At the start of this lecture, we wrote things like if(lex_this=='+'). Now, we can rewrite that as if(lex_ispunc(lex_this,PT_PLUS)).

It would make sense to include the consume() function here as well, with specialized versions for punctuation, and later, for keywords. For example:

bool lex_forcepunc( punct_type t ) {
	/* force lex_this to be the punctuation mark t and advance over it */
        if (lex.ispunc( lex_this, t ) {
		lex_advance();
	} else {
		/* =BUG= must report found lex_this when we t was expedted */
	}
}

Limitations

Recursive descent parsing cannot handle left-recursive grammars: If we have a production rule like this, we are lost:

<thing> ::= <thing> <otherthings>
         |  <last thing>

The problem is, we cannot determine when to stop the recursion on such a rule. Any such grammar may be rewritten, however, so that it is not left recursive.

In some cases, we cannot decide which rule to apply, based solely on the current lexeme. In such cases, we can sometimes resolve the problem by looking ahead at the next lexeme. This is why the lexical analyzer interface we have described included a two-lexeme window into the input string, with lex_this being the current lexeme, and lex_next being its successor. Unfortunately, one-symbol lookahead is not always sufficient. With LR1 parsers, we could prove that any grammar that required k-symbol lookahead could be rewritten so that only one symbol of lookahead is required. In the case of recursive descent, or LLk parsers, there are LL2 grammars that cannot be reduced to LL1 form. This is a comparatively weak parsing method! It is, however, strong enough for most programming languages.

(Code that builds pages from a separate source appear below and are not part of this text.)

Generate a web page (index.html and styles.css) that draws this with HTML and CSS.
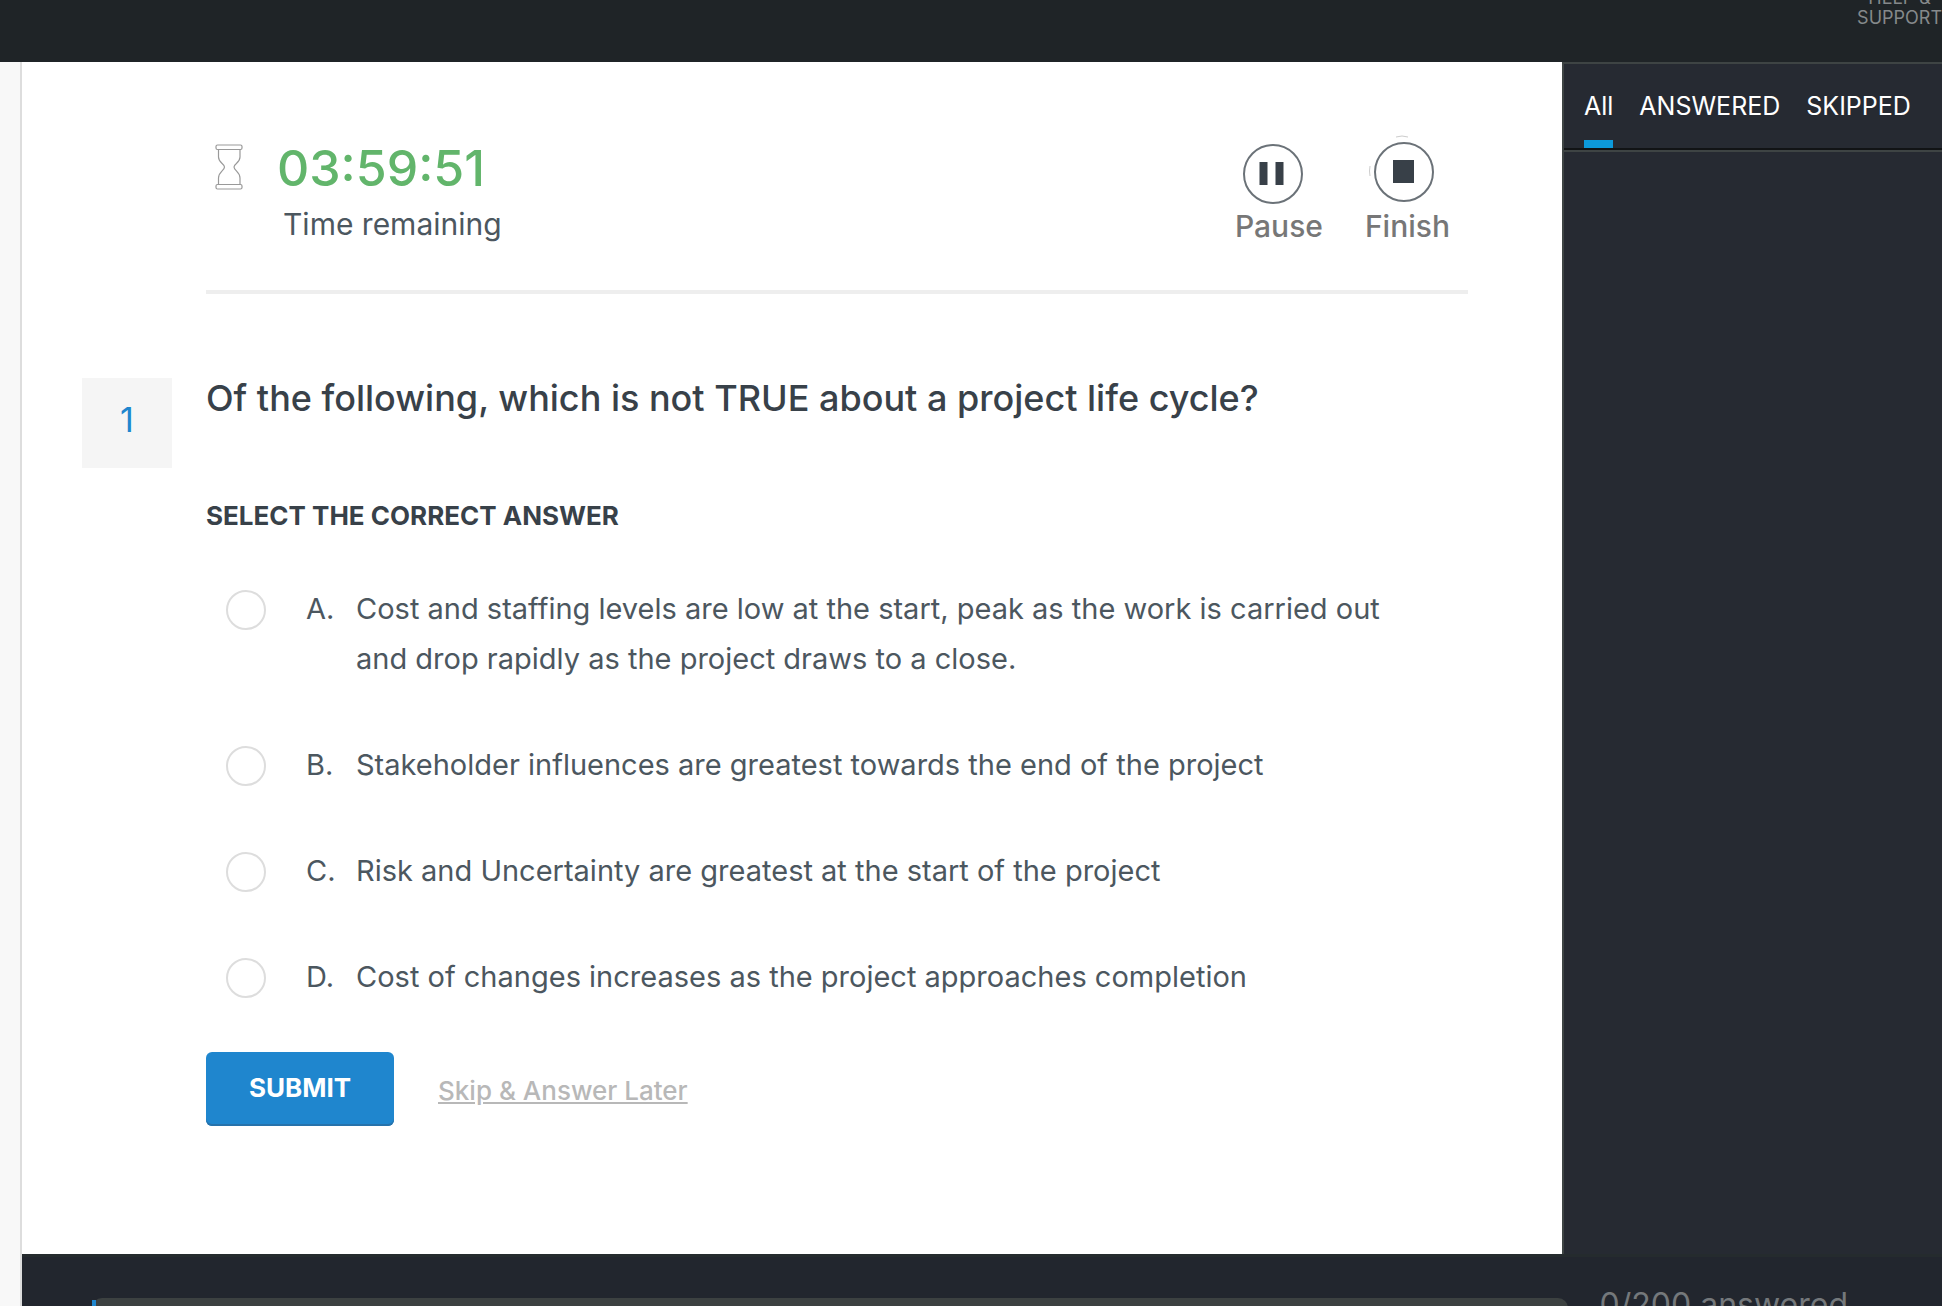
FILE: index.html
```html
<!DOCTYPE html>
<html lang="en">
<head>
    <meta charset="UTF-8">
    <meta name="viewport" content="width=device-width, initial-scale=1.0">
    <title>Practice Exam</title>
    <link rel="stylesheet" href="styles.css">
</head>
<body>
    <header class="top-bar">
        <a href="#" class="help-link">HELP &amp;<br>SUPPORT</a>
    </header>

    <div class="page">
        <div class="gutter"></div>

        <div class="exam">
            <div class="exam-body">
                <main class="question-panel">
                    <div class="exam-header">
                        <div class="timer">
                            <svg class="hourglass" width="28" height="46" viewBox="0 0 28 46" fill="none" stroke="#999" stroke-width="1.2">
                                <rect x="1" y="1" width="26" height="4.5" rx="1.5"/>
                                <rect x="1" y="40.5" width="26" height="4.5" rx="1.5"/>
                                <path d="M3.5 5.5V13C3.5 19 9.5 19.5 9.5 23C9.5 26.5 3.5 28 3.5 34V40.5M25 5.5V13C25 19 19 19.5 19 23C19 26.5 25 28 25 34V40.5"/>
                            </svg>
                            <div>
                                <div class="time">03:59:51</div>
                                <div class="time-label">Time remaining</div>
                            </div>
                        </div>
                        <div class="exam-controls">
                            <button type="button" class="control">
                                <svg width="76" height="76" viewBox="0 0 76 76">
                                    <circle cx="32" cy="40" r="29" fill="none" stroke="#6b7278" stroke-width="2"/>
                                    <path d="M18.5 28h8v23h-8zM34.5 28h8v23h-8z" fill="#384048"/>
                                </svg>
                                Pause
                            </button>
                            <button type="button" class="control">
                                <svg width="76" height="76" viewBox="0 0 76 76">
                                    <circle cx="35" cy="38" r="29" fill="none" stroke="#6b7278" stroke-width="2"/>
                                    <path d="M24 26h21v23H24z" fill="#384048"/>
                                    <path d="M27 3Q33 1 39 3M1 32Q0 37 1 42" fill="none" stroke="#ccc"/>
                                </svg>
                                Finish
                            </button>
                        </div>
                    </div>

                    <form class="question">
                        <div class="question-number">1</div>
                        <div class="question-content">
                            <h1 class="question-text">Of the following, which is not TRUE about a project life cycle?</h1>
                            <h2 class="instruction">SELECT THE CORRECT ANSWER</h2>
                            <div class="answers">
                                <label class="answer">
                                    <input type="radio" name="answer" value="A">
                                    <span class="letter">A.</span>
                                    <span>Cost and staffing levels are low at the start, peak as the work is carried out and drop rapidly as the project draws to a close.</span>
                                </label>
                                <label class="answer">
                                    <input type="radio" name="answer" value="B">
                                    <span class="letter">B.</span>
                                    <span>Stakeholder influences are greatest towards the end of the project</span>
                                </label>
                                <label class="answer">
                                    <input type="radio" name="answer" value="C">
                                    <span class="letter">C.</span>
                                    <span>Risk and Uncertainty are greatest at the start of the project</span>
                                </label>
                                <label class="answer">
                                    <input type="radio" name="answer" value="D">
                                    <span class="letter">D.</span>
                                    <span>Cost of changes increases as the project approaches completion</span>
                                </label>
                            </div>
                            <div class="actions">
                                <button type="submit" class="submit">SUBMIT</button>
                                <a href="#" class="skip">Skip &amp; Answer Later</a>
                            </div>
                        </div>
                    </form>
                </main>

                <aside class="sidebar">
                    <nav class="tabs">
                        <a href="#" class="tab active">All</a>
                        <a href="#" class="tab">ANSWERED</a>
                        <a href="#" class="tab">SKIPPED</a>
                    </nav>
                </aside>
            </div>

            <footer class="status-bar">
                <div class="progress"><div class="progress-fill"></div></div>
                <div class="progress-text">0/200 answered</div>
            </footer>
        </div>
    </div>
</body>
</html>
```

FILE: styles.css
```css
* {
    box-sizing: border-box;
}
body {
    display: flex;
    flex-direction: column;
    height: 100vh;
    margin: 0;
    overflow: hidden;
    background-color: #fff;
    color: #4c575f;
    font-family: Inter, "Noto Sans", sans-serif;
    font-size: 29px;
}
button {
    font-family: inherit;
    cursor: pointer;
}

/* top bar */
.top-bar {
    display: flex;
    justify-content: flex-end;
    align-items: flex-end;
    flex: none;
    height: 62px;
    padding-bottom: 34px;
    overflow: hidden;
    background-color: #1f2427;
}
.help-link {
    color: #85898b;
    font-size: 18px;
    line-height: 20px;
    text-align: center;
    text-decoration: none;
}

/* page columns */
.page {
    display: flex;
    flex: 1;
    min-height: 0;
}
.gutter {
    flex: none;
    width: 22px;
    background-color: #f8f8f8;
    border-right: 2px solid #ddd;
}
.exam {
    display: flex;
    flex-direction: column;
    flex: 1;
}
.exam-body {
    display: flex;
    flex: 1;
    min-height: 0;
}
.question-panel {
    flex: 1;
    padding: 72px 94px 0 60px;
}

/* timer and controls */
.exam-header {
    display: flex;
    justify-content: space-between;
    height: 160px;
    margin-left: 124px;
    border-bottom: 4px solid #eee;
}
.timer {
    display: flex;
    gap: 34px;
    padding: 10px 0 0 9px;
}
.time {
    color: #62b56b;
    font-size: 50px;
    font-weight: 500;
    line-height: 48px;
}
.time-label {
    padding: 2px 0 0 6px;
    font-size: 30px;
    line-height: 60px;
}
.exam-controls {
    display: flex;
    gap: 42px;
    padding-right: 18px;
}
.control {
    display: flex;
    flex-direction: column;
    align-items: center;
    padding: 0;
    border: none;
    background: none;
    color: #777;
    font-size: 30px;
    font-weight: 500;
    line-height: 32px;
}

/* question */
.question {
    display: flex;
    gap: 34px;
    padding-top: 84px;
}
.question-number {
    flex: none;
    width: 90px;
    height: 90px;
    background-color: #f5f5f5;
    color: #1f86ce;
    font-size: 34px;
    line-height: 84px;
    text-align: center;
}
.question-content {
    flex: 1;
}
.question-text {
    margin: 0;
    color: #384149;
    font-size: 36px;
    font-weight: 500;
    line-height: 40px;
}
.instruction {
    margin: 80px 0 50px;
    color: #384149;
    font-size: 26px;
    font-weight: 700;
    line-height: 36px;
}
.answers {
    display: flex;
    flex-direction: column;
    gap: 56px;
}
.answer {
    display: flex;
    padding: 0 60px 0 20px;
    line-height: 50px;
    cursor: pointer;
}
.answer input {
    appearance: none;
    flex: none;
    width: 40px;
    height: 40px;
    margin: 6px 40px 0 0;
    border: 2px solid #ddd;
    border-radius: 50%;
    background-color: #fff;
}
.answer input:checked {
    border-color: #1f86ce;
    background-color: #1f86ce;
}
.letter {
    flex: none;
    width: 50px;
}
.actions {
    display: flex;
    align-items: center;
    gap: 44px;
    margin-top: 50px;
}
.submit {
    width: 188px;
    height: 74px;
    padding: 0 0 4px;
    border: none;
    border-radius: 6px;
    background-color: #1f86ce;
    box-shadow: inset 0 -2px #2672ab;
    color: #fff;
    font-size: 26px;
    font-weight: 700;
}
.skip {
    padding-top: 2px;
    color: #b8b8b8;
    font-size: 26px;
    font-weight: 500;
}

/* sidebar */
.sidebar {
    flex: none;
    width: 380px;
    border-top: 2px solid #3e4444;
    border-left: 2px solid #3e4444;
    background-color: #262a32;
}
.tabs {
    display: flex;
    gap: 26px;
    height: 88px;
    padding-left: 20px;
    border-bottom: 2px solid #3e4444;
    box-shadow: inset 0 -2px #111315;
}
.tab {
    height: 84px;
    color: #fff;
    font-size: 25px;
    line-height: 84px;
    text-decoration: none;
}
.tab.active {
    border-bottom: 8px solid #0c99da;
}

/* bottom bar */
.status-bar {
    display: flex;
    flex: none;
    gap: 32px;
    height: 52px;
    padding: 41px 94px 0 70px;
    overflow: hidden;
    border-top: 3px solid #252b2e;
    background-color: #22262e;
}
.progress {
    flex: 1;
    height: 20px;
    padding-top: 2px;
    border-radius: 10px;
    background-color: #3c4141;
}
.progress-fill {
    width: 4px;
    height: 18px;
    background-color: #1f86ce;
}
.progress-text {
    margin-top: -13px;
    color: #74787b;
    font-size: 32px;
    line-height: 40px;
}
```
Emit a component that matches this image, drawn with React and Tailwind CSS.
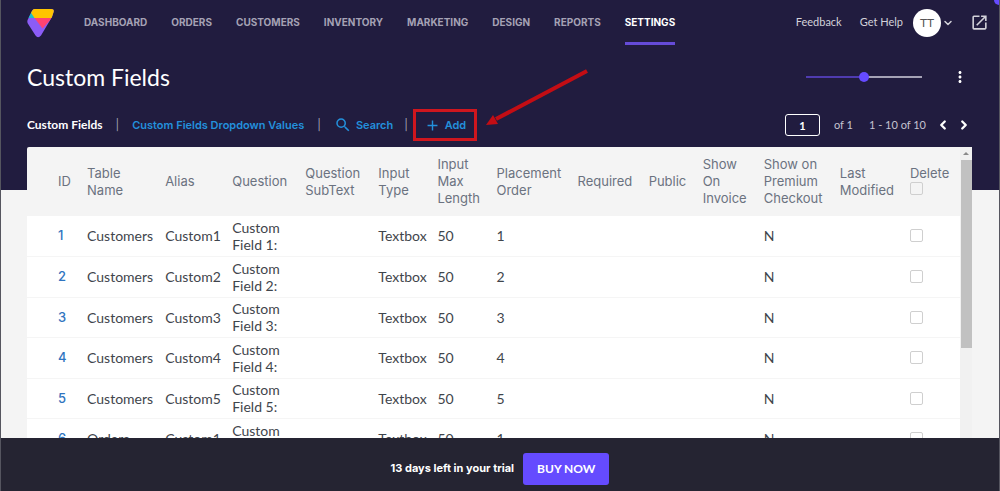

Furthermore, a recursive descent parser does not require complex support software to maintain. So long as it is written in an programming language that supports recursion, the source code for the parser can be constructed to directly reflect the grammar as it would be expressed in railroad diagrams or modest extensions of BNF. In the context of a compiler construction course, this means we can move onward to a discussion of semantics without spending excessive time on the intricacies shoehorning a grammar into the form required by parser generator.